Data segment

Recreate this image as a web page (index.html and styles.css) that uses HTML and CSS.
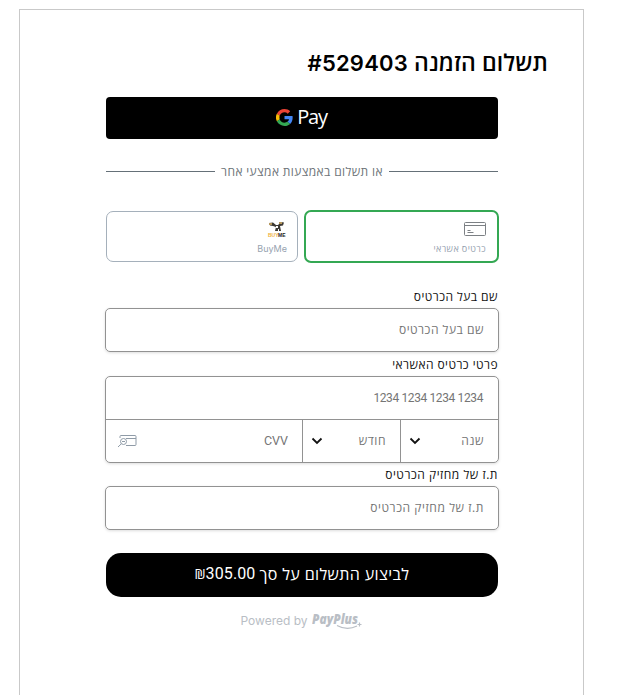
FILE: index.html
```html
<!DOCTYPE html>
<html lang="he" dir="rtl">
<head>
<meta charset="utf-8">
<title>תשלום הזמנה</title>
<link rel="stylesheet" href="styles.css">
</head>
<body>
<main class="frame">
  <h1 class="title"><span class="title-text">תשלום הזמנה</span> <span class="order" dir="ltr">#529403</span></h1>
  <div class="content">
    <button class="gpay" dir="ltr">
      <svg class="g-logo" viewBox="0 0 48 48"><path fill="#ea4335" d="M24 9.500c3.500 0 6.700 1.200 9.200 3.600l6.900-6.900C35.900 2.400 30.500 0 24 0 14.600 0 6.500 5.400 2.600 13.200l8 6.200C12.400 13.700 17.700 9.500 24 9.500z"/><path fill="#4285f4" d="M47 24.500c0-1.600-.2-3.100-.4-4.500H24v9h12.900c-.6 3-2.200 5.500-4.700 7.200l7.700 6C44.400 38 47 31.800 47 24.500z"/><path fill="#fbbc05" d="M10.500 28.600a14.500 14.500 0 0 1 0-9.200l-8-6.200a24 24 0 0 0 0 21.600z"/><path fill="#34a853" d="M24 48c6.500 0 11.900-2.100 15.900-5.800l-7.700-6c-2.200 1.500-4.900 2.300-8.200 2.300-6.300 0-11.600-4.200-13.500-9.900l-8 6.200C6.500 42.600 14.600 48 24 48z"/></svg>
      <span class="pay">Pay</span>
    </button>
    <div class="divider"><span class="divider-text">או תשלום באמצעות אמצעי אחר</span></div>
    <div class="methods">
      <div class="method selected">
        <svg class="method-card" viewBox="0 0 22 14" fill="none" stroke="#7c8084"><rect x=".5" y=".5" width="21" height="13" rx="1"/><path d="M1 3.500h20M3.500 8.500h3M3.500 10.500h6"/></svg>
        <span class="method-name">כרטיס אשראי</span>
      </div>
      <div class="method">
        <svg class="method-buyme" viewBox="0 0 20 16"><path fill="#3c3934" d="M2 2l4-.5 3 2.500h2l3-3 3 .5-1 3-3 .5 1 5H8l1-4-3-1-3-.5z"/><path fill="#b5975c" d="M2 2h3v2H2zM12 1h3v2h-3z"/><path fill="#fff" d="M9 5h2v2H9zM11 8h1v2h-1z"/><text x="1" y="15.500" class="logo-buy">BUY</text><text x="11" y="15.500" class="logo-me">ME</text></svg>
        <span class="method-name buyme-name">BuyMe</span>
      </div>
    </div>
    <form class="form">
      <label class="label l1">שם בעל הכרטיס</label>
      <div class="field"><span class="hint">שם בעל הכרטיס</span></div>
      <label class="label l2">פרטי כרטיס האשראי</label>
      <div class="group">
        <div class="row number"><span class="digits">1234 1234 1234 1234</span></div>
        <div class="row split">
          <div class="cell year"><span class="hint">שנה</span><svg class="chevron" viewBox="0 0 12 8"><path d="M1.500 1.500L6 6l4.500-4.500"/></svg></div>
          <div class="cell month"><span class="hint">חודש</span><svg class="chevron" viewBox="0 0 12 8"><path d="M1.500 1.500L6 6l4.500-4.500"/></svg></div>
          <div class="cell cvv"><span class="cvv-text">CVV</span><svg class="cvv-icon" viewBox="0 0 20 14" fill="none" stroke="#8f9ba7"><path d="M3 4V2.500q0-1 1-1h14q1 0 1 1v8q0 1-1 1H9M9 4.500h10"/><circle cx="6.500" cy="7.500" r="3"/><path d="M4.300 9.800L1 13M5 7.500h3"/></svg></div>
        </div>
      </div>
      <label class="label l3">ת.ז של מחזיק הכרטיס</label>
      <div class="field"><span class="hint id-hint">ת.ז של מחזיק הכרטיס</span></div>
      <button class="submit" type="button"><span class="submit-text">לביצוע התשלום על סך</span><span class="price">305.00</span><span class="shekel">₪</span></button>
    </form>
    <footer class="powered" dir="ltr"><span class="by">Powered by</span><svg class="payplus" viewBox="0 0 52 20"><text x="0" y="14" textLength="46" lengthAdjust="spacingAndGlyphs">PayPlus</text><path d="M25 15.500Q35 21 45 16M45.500 14.500h4M47.500 12.500v4"/></svg></footer>
  </div>
</main>
</body>
</html>
```
FILE: styles.css
```css
* { box-sizing: border-box; }
body { margin: 0; height: 695px; overflow: hidden; background: #fff; font-family: "Open Sans", "Noto Sans", sans-serif; }
.frame { direction: rtl; width: 565px; height: 710px; margin: 9px auto 0 19px; border: 1px solid #c9c9c9; padding: 37px 35px 0; }
.title { margin: 0; height: 31px; line-height: 31px; font-size: 23px; font-weight: 600; color: #000; white-space: nowrap; }
.title-text { letter-spacing: .1px; }
.order { display: inline-block; font: 600 22px/30px Inter, sans-serif; letter-spacing: .2px; }
.content { width: 392px; margin: 19px 50px 0 auto; }
.gpay { display: flex; align-items: center; justify-content: center; gap: 4px; width: 392px; height: 42px; padding: 0 1px 2px 0; border: 0; border-radius: 4px; background: #000; color: #fff; }
.g-logo { width: 17px; height: 17px; }
.pay { font: 400 20px/24px "Open Sans", sans-serif; letter-spacing: -1.2px; }
.divider { display: flex; align-items: center; gap: 6px; height: 20px; margin-top: 22px; font-size: 12px; letter-spacing: .38px; color: #6d7378; white-space: nowrap; }
.divider::before, .divider::after { content: ""; flex: 1; height: 1px; background: #657078; }
.methods { display: flex; gap: 6px; width: 393px; margin: 29px -1px 0 0; }
.method { display: flex; flex-direction: column; align-items: flex-start; width: 192px; height: 51px; margin-top: 1px; padding: 9px 10px 0; border: 1px solid #a5b0bb; border-radius: 7px; }
.selected { width: 195px; height: 53px; margin-top: 0; padding: 10px 11px 0; border: 2px solid #34a853; }
.method-card { width: 22px; height: 14px; }
.method-buyme { width: 20px; height: 16px; }
.logo-buy, .logo-me { font: 700 5px "Liberation Sans", sans-serif; direction: ltr; fill: #f0b23c; text-anchor: start; }
.logo-me { fill: #222; }
.method-name { margin-top: 7px; font-size: 9px; line-height: 12px; letter-spacing: .42px; color: #96a2af; }
.buyme-name { margin-top: 6px; font-family: Inter, sans-serif; letter-spacing: 0; }
.form { width: 394px; margin: 24px -1px 0 0; }
.label { display: block; height: 20px; margin-right: 1px; font-size: 12px; line-height: 20px; letter-spacing: .45px; color: #111; }
.l3 { letter-spacing: .53px; }
.field { height: 44px; margin: 1px 0 3px; padding: 0 14px 2px; display: flex; align-items: center; border: 1px solid #929292; border-radius: 5px; box-shadow: 0 1px 3px #0002; font-size: 12px; color: #757575; }
.hint { letter-spacing: .52px; }
.id-hint { letter-spacing: .58px; }
.group { height: 87px; margin: 1px 0 2px; border: 1px solid #929292; border-radius: 5px; box-shadow: 0 1px 3px #0002; font-size: 12px; color: #757575; }
.row { display: flex; }
.number { height: 42px; align-items: center; padding: 0 15px; }
.digits { direction: ltr; font-family: Roboto, sans-serif; letter-spacing: -.38px; }
.split { height: 43px; border-top: 1px solid #929292; }
.cell { display: flex; align-items: center; justify-content: space-between; padding: 0 14px 1px 8px; border-left: 1px solid #929292; }
.year, .month { width: 98px; }
.cvv { flex: 1; padding-left: 11px; border: 0; }
.chevron { width: 12px; height: 8px; fill: none; stroke: #111; stroke-width: 1.8; }
.cvv-icon { width: 20px; height: 14px; }
.cvv-text { font: 400 12.500px Roboto, sans-serif; }
.submit { display: flex; align-items: center; justify-content: center; width: 392px; height: 44px; margin: 23px 1px 0 0; padding: 0 0 3px; border: 0; border-radius: 15px; background: #000; color: #fff; font: 500 16px "Open Sans", sans-serif; white-space: nowrap; }
.submit-text { letter-spacing: .38px; }
.price { margin-right: 4px; font: 400 16px Roboto, sans-serif; letter-spacing: .1px; }
.shekel { font-size: 14px; }
.powered { display: flex; align-items: center; justify-content: center; height: 20px; margin-top: 13px; gap: 4px; color: #b9bec5; }
.by { font: 400 12px Inter, sans-serif; }
.payplus { width: 52px; height: 20px; fill: #b9bec5; }
.payplus text { font: italic 800 13.500px "Open Sans", sans-serif; }
.payplus path { fill: none; stroke: #b9bec5; stroke-width: 1.200; }
```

Exercise
Take every line containing the word "index" and copy it.

Response to this exercise
Recreate this image as a web page (index.html and styles.css) that uses HTML and CSS.
FILE: index.html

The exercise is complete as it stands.